• **Instructions to follow**: Leave out the pictures and repeat the data exactly.

• **Available data**:
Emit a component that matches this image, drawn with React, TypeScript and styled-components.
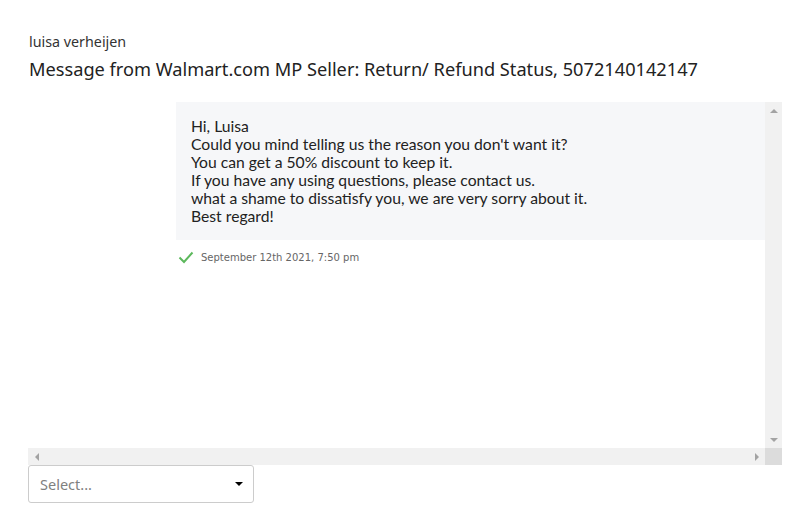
import React from "react";
import styled, { createGlobalStyle } from "styled-components";

const Global = createGlobalStyle`
  html, body { margin: 0; padding: 0; background: #fff; }
  body { font-family: "Noto Sans", "Open Sans", sans-serif; color: #333; }
`;

const Page = styled.div`
  width: 792px;
  height: 512px;
  box-sizing: border-box;
  padding: 32px 10px 0 28px;
  display: flex;
  flex-direction: column;
`;

const Sender = styled.div`
  font-size: 14.3px;
  line-height: 20px;
  color: #333;
  padding-left: 1px;
`;

const Subject = styled.h1`
  margin: 4px 0 0;
  font-size: 18.2px;
  font-weight: 400;
  line-height: 26px;
  color: #222;
  padding-left: 1px;
`;

const ScrollFrame = styled.div`
  margin-top: 20px;
  width: 754px;
  height: 363px;
  display: grid;
  grid-template-columns: 1fr 17px;
  grid-template-rows: 1fr 17px;
`;

const Content = styled.div`
  overflow: hidden;
  display: flex;
  flex-direction: column;
`;

const Bubble = styled.div`
  margin-left: 148px;
  background: #f6f7f9;
  padding: 15px 15px 15px;
  font-family: "Lato", "Noto Sans", sans-serif;
  font-size: 15.7px;
  line-height: 18px;
  color: #222;
`;

const Line = styled.div``;

const Meta = styled.div`
  display: flex;
  align-items: center;
  gap: 7px;
  margin: 11px 0 0 150px;
  font-family: "DejaVu Sans", sans-serif;
  font-size: 10px;
  color: #666;
`;

const VBar = styled.div`
  background: #f1f1f1;
  display: flex;
  flex-direction: column;
  justify-content: space-between;
  align-items: center;
`;

const HBar = styled.div`
  background: #f1f1f1;
  display: flex;
  justify-content: space-between;
  align-items: center;
`;

const Corner = styled.div`
  background: #dcdcdc;
`;

const ArrowBtn = styled.div`
  width: 17px;
  height: 17px;
  display: flex;
  align-items: center;
  justify-content: center;
`;

const SelectBox = styled.div`
  width: 226px;
  height: 38px;
  box-sizing: border-box;
  border: 1px solid #ccc;
  border-radius: 3px;
  display: flex;
  align-items: center;
  justify-content: space-between;
  padding: 0 10px 0 11px;
  font-size: 14.5px;
  color: #808080;
  background: #fff;
`;

const Arrow = ({ dir, color = "#a3a3a3" }: { dir: "up" | "down" | "left" | "right"; color?: string }) => {
  const pts = {
    up: "0,4 4,0 8,4",
    down: "0,0 8,0 4,4",
    left: "4,0 4,8 0,4",
    right: "0,0 0,8 4,4",
  }[dir];
  const vertical = dir === "up" || dir === "down";
  return (
    <svg width={vertical ? 8 : 4} height={vertical ? 4 : 8} viewBox={vertical ? "0 0 8 4" : "0 0 4 8"}>
      <polygon points={pts} fill={color} />
    </svg>
  );
};

const Check = () => (
  <svg width="16" height="13" viewBox="0 0 16 13">
    <polyline points="1.5,6.5 6,11 14.5,1.5" fill="none" stroke="#5cb85c" strokeWidth="2" />
  </svg>
);

const lines = [
  "Hi, Luisa",
  "Could you mind telling us the reason you don't want it?",
  "You can get a 50% discount to keep it.",
  "If you have any using questions, please contact us.",
  "what a shame to dissatisfy you, we are very sorry about it.",
  "Best regard!",
];

export default function App() {
  return (
    <>
      <Global />
      <Page>
        <Sender>luisa verheijen</Sender>
        <Subject>Message from Walmart.com MP Seller: Return/ Refund Status, 5072140142147</Subject>
        <ScrollFrame>
          <Content>
            <Bubble>
              {lines.map((l) => (
                <Line key={l}>{l}</Line>
              ))}
            </Bubble>
            <Meta>
              <Check />
              <span>September 12th 2021, 7:50 pm</span>
            </Meta>
          </Content>
          <VBar>
            <ArrowBtn><Arrow dir="up" /></ArrowBtn>
            <ArrowBtn><Arrow dir="down" /></ArrowBtn>
          </VBar>
          <HBar>
            <ArrowBtn><Arrow dir="left" /></ArrowBtn>
            <ArrowBtn><Arrow dir="right" /></ArrowBtn>
          </HBar>
          <Corner />
        </ScrollFrame>
        <SelectBox>
          <span>Select...</span>
          <Arrow dir="down" color="#000" />
        </SelectBox>
      </Page>
    </>
  );
}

• **Final answer**:
Emit a component that matches this image, drawn with React, TypeScript and styled-components.
import React from "react";
import styled, { createGlobalStyle } from "styled-components";

const Global = createGlobalStyle`
  html, body { margin: 0; padding: 0; background: #fff; }
  body { font-family: "Noto Sans", "Open Sans", sans-serif; color: #333; }
`;

const Page = styled.div`
  width: 792px;
  height: 512px;
  box-sizing: border-box;
  padding: 32px 10px 0 28px;
  display: flex;
  flex-direction: column;
`;

const Sender = styled.div`
  font-size: 14.3px;
  line-height: 20px;
  color: #333;
  padding-left: 1px;
`;

const Subject = styled.h1`
  margin: 4px 0 0;
  font-size: 18.2px;
  font-weight: 400;
  line-height: 26px;
  color: #222;
  padding-left: 1px;
`;

const ScrollFrame = styled.div`
  margin-top: 20px;
  width: 754px;
  height: 363px;
  display: grid;
  grid-template-columns: 1fr 17px;
  grid-template-rows: 1fr 17px;
`;

const Content = styled.div`
  overflow: hidden;
  display: flex;
  flex-direction: column;
`;

const Bubble = styled.div`
  margin-left: 148px;
  background: #f6f7f9;
  padding: 15px 15px 15px;
  font-family: "Lato", "Noto Sans", sans-serif;
  font-size: 15.7px;
  line-height: 18px;
  color: #222;
`;

const Line = styled.div``;

const Meta = styled.div`
  display: flex;
  align-items: center;
  gap: 7px;
  margin: 11px 0 0 150px;
  font-family: "DejaVu Sans", sans-serif;
  font-size: 10px;
  color: #666;
`;

const VBar = styled.div`
  background: #f1f1f1;
  display: flex;
  flex-direction: column;
  justify-content: space-between;
  align-items: center;
`;

const HBar = styled.div`
  background: #f1f1f1;
  display: flex;
  justify-content: space-between;
  align-items: center;
`;

const Corner = styled.div`
  background: #dcdcdc;
`;

const ArrowBtn = styled.div`
  width: 17px;
  height: 17px;
  display: flex;
  align-items: center;
  justify-content: center;
`;

const SelectBox = styled.div`
  width: 226px;
  height: 38px;
  box-sizing: border-box;
  border: 1px solid #ccc;
  border-radius: 3px;
  display: flex;
  align-items: center;
  justify-content: space-between;
  padding: 0 10px 0 11px;
  font-size: 14.5px;
  color: #808080;
  background: #fff;
`;

const Arrow = ({ dir, color = "#a3a3a3" }: { dir: "up" | "down" | "left" | "right"; color?: string }) => {
  const pts = {
    up: "0,4 4,0 8,4",
    down: "0,0 8,0 4,4",
    left: "4,0 4,8 0,4",
    right: "0,0 0,8 4,4",
  }[dir];
  const vertical = dir === "up" || dir === "down";
  return (
    <svg width={vertical ? 8 : 4} height={vertical ? 4 : 8} viewBox={vertical ? "0 0 8 4" : "0 0 4 8"}>
      <polygon points={pts} fill={color} />
    </svg>
  );
};

const Check = () => (
  <svg width="16" height="13" viewBox="0 0 16 13">
    <polyline points="1.5,6.5 6,11 14.5,1.5" fill="none" stroke="#5cb85c" strokeWidth="2" />
  </svg>
);

const lines = [
  "Hi, Luisa",
  "Could you mind telling us the reason you don't want it?",
  "You can get a 50% discount to keep it.",
  "If you have any using questions, please contact us.",
  "what a shame to dissatisfy you, we are very sorry about it.",
  "Best regard!",
];

export default function App() {
  return (
    <>
      <Global />
      <Page>
        <Sender>luisa verheijen</Sender>
        <Subject>Message from Walmart.com MP Seller: Return/ Refund Status, 5072140142147</Subject>
        <ScrollFrame>
          <Content>
            <Bubble>
              {lines.map((l) => (
                <Line key={l}>{l}</Line>
              ))}
            </Bubble>
            <Meta>
              <Check />
              <span>September 12th 2021, 7:50 pm</span>
            </Meta>
          </Content>
          <VBar>
            <ArrowBtn><Arrow dir="up" /></ArrowBtn>
            <ArrowBtn><Arrow dir="down" /></ArrowBtn>
          </VBar>
          <HBar>
            <ArrowBtn><Arrow dir="left" /></ArrowBtn>
            <ArrowBtn><Arrow dir="right" /></ArrowBtn>
          </HBar>
          <Corner />
        </ScrollFrame>
        <SelectBox>
          <span>Select...</span>
          <Arrow dir="down" color="#000" />
        </SelectBox>
      </Page>
    </>
  );
}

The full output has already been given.